Published Date : November 1, 2004

We were up early and on the road to Termessos, the ruins of a Pisidian city in the Taurus Mountains.  Alexander the Great tried to conquer it, but never succeeded.  We drove most of the way to the top, but there was still a half hour hike to the bulk of the ruins.  Tim and I took the lead and made it to the top a good 15 minutes before everybody else, and enjoyed the extra time to climb around the ruins of the amphitheatre with no people to get in the way. 

This is the sort of place I love to explore, ruins or no.  It’s great to be out in the mountains, hiking and discovering beautiful vistas.

I headed back down with Molly, Anna and Pete and we got completely turned around.  We knew that our turn off was near some cisterns, but we couldn’t find it for the life of us.  After we had walked past the cisterns about 3 times, we finally found the small trail we had come up on.  Hiking around to the other side of the valley, we walked past some tombs cut into the rocks.  It was actually possible to climb right into them and we got a couple of ‘rising from the dead’ poses in.

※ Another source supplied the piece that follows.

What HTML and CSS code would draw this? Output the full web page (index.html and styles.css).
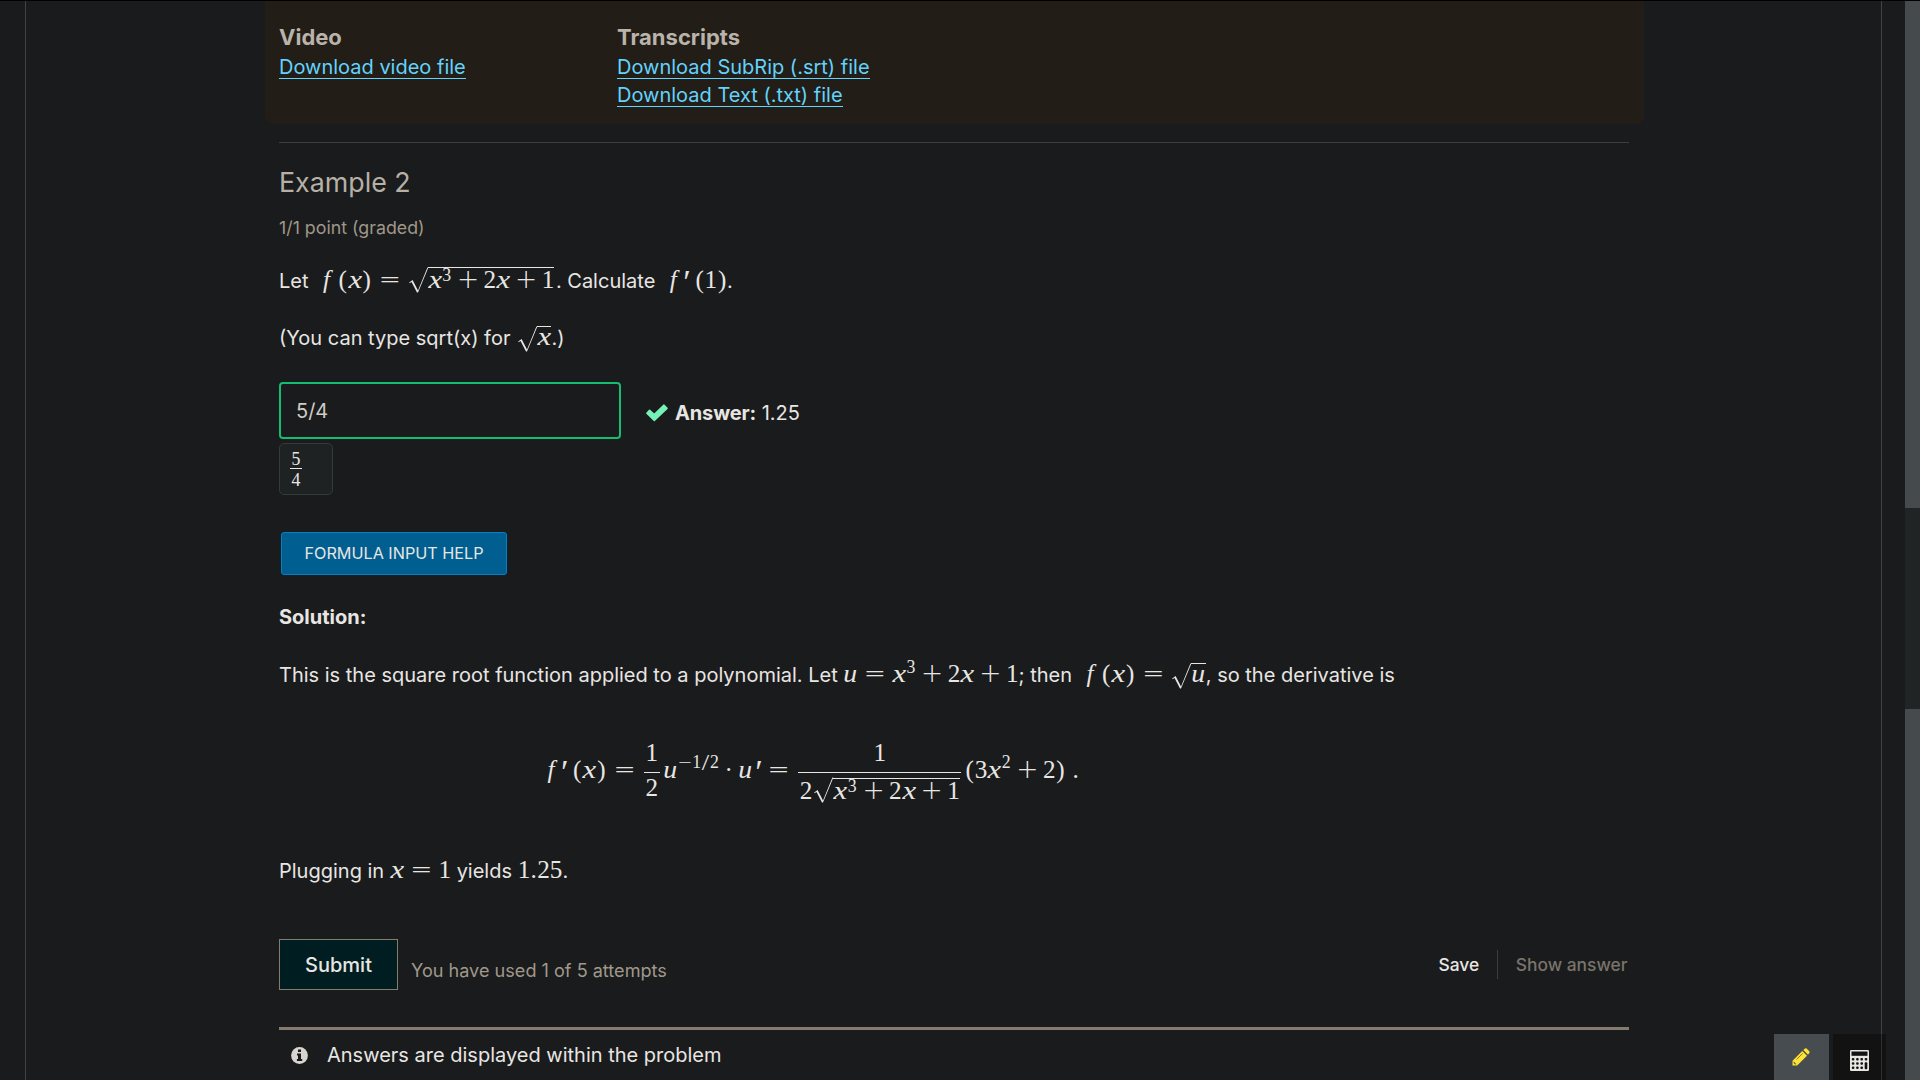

Meeting the rest of the group back at the bus, we enjoyed another lunch of tomato, cucumber and meat sandwiches.  Once again, I opted for peanut butter.  I have a feeling this trip is going to be a great way to lose the extra insulation I packed on while I was in London!

Ant, Amy, and Marika were late, and we would have left them behind, but the bus was in need of repair. Luckily for them!  As for the bus repair, it turns out the wheel bearing broke when we got stuck passing the cotton truck on the way to Saklikent. The drive up the mountain today just pushed it past the point of no return.  Good thing Wayne can fix anything!

We had a bush camp in the mountains tonight and it was bloody cold.  Temperature was down to about 5C and everybody was suffering.   Really, that’s not particularly cold, but none of us really had the gear to camp in those temperatures. 

At one point in the evening, the local Jandarma came around to see what was going on.  They saw our campfire from the main road and decided to have a look.  When they found out we were camping they just shook their heads and told us we were nuts.